The Guangxi population showed significant gene flow with Southeast/South Asian populations, which is highly consistent with the Admixture and D-statistics analyses. Furthermore, we identified a genomic region that has a high probability of gene flow between the Guangxi and Southeast/South Asian populations based on different statistical approaches (fd, dxy, FST and Chromopainter). Further verification revealed that this region is the product of gene flow rather than a shared ancestral polymorphism, in accordance with the theoretical expectation that gene flow reduces dxy in the target regions, while shared ancestry does not [61].

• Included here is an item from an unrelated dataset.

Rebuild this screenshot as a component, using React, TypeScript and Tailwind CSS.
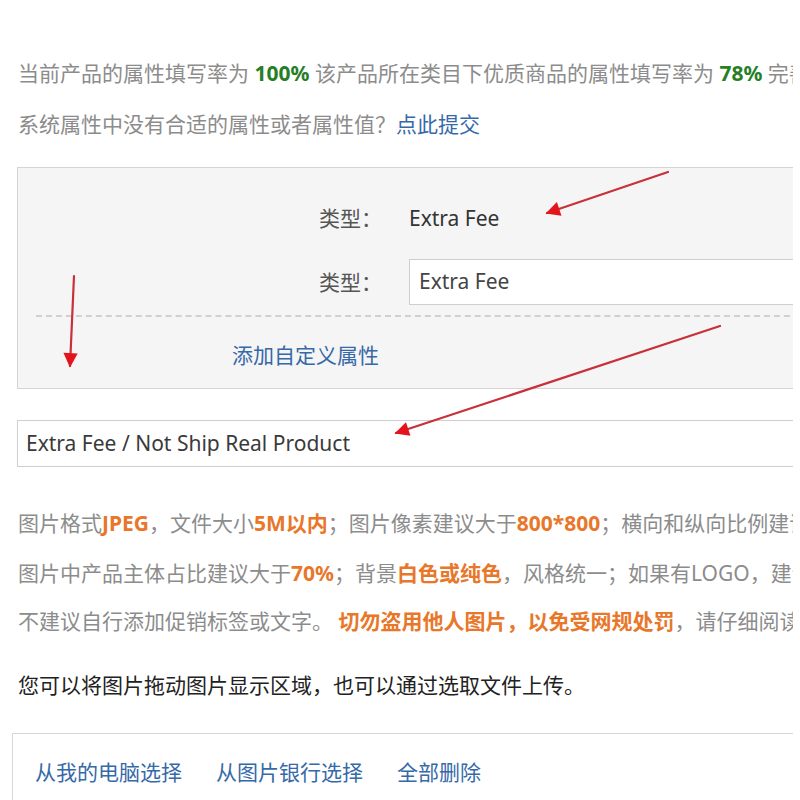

However, we also observed some inconsistent results when using the above methods to detect gene flow. For example, strong genetic drift after population admixture may hamper the detection of negative f3-statistic values [62] between Southeast/South Asian and Guangxi populations. Compared with the Treemix results, the D-statistics were not useful to determine whether gene flow had occurred between the Cambodian and Chongqing populations. It is likely that the genetic structure of the Fujian population (P1) and the Chongqing population (P2) were too similar (Fig. 1b–d) to observe significant D-statistics (the counts of the ABBA pattern were very close to the counts of the BABA pattern). Therefore, combining allele frequency and haplotype methods to detect gene flow can help extend the results.

Conclusions

Based on genomic data and the use of a comprehensive and efficient workflow, we found that frequent gene flows occurred between the Chinese and Southeast/South Asian duck populations and between the Southeast Asian and South Asian duck populations. We inferred the history of duck populations with different geographical distributions and showed that the Chinese and Southeast/South Asian ducks share similar demographic characteristics. An intriguing finding is that the Southeast/South Asian populations have experienced more severe bottlenecks than the Chinese populations, which has contributed to smaller effective population sizes. In addition, our analyses revealed that population structure is mostly correlated with geographic distribution. For example, the Guangxi population, which is geographically distinct from the Chinese indigenous populations and the Southeast/South Asian populations, has experienced prolonged gene flow with the Southeast/South Asian populations. Regarding the domestication of ducks, we detected strong signatures of selection in genes that are involved in signaling pathways of the nervous system development and in morphological traits such as cell growth. Our results lay the foundation for future population genetics studies in duck.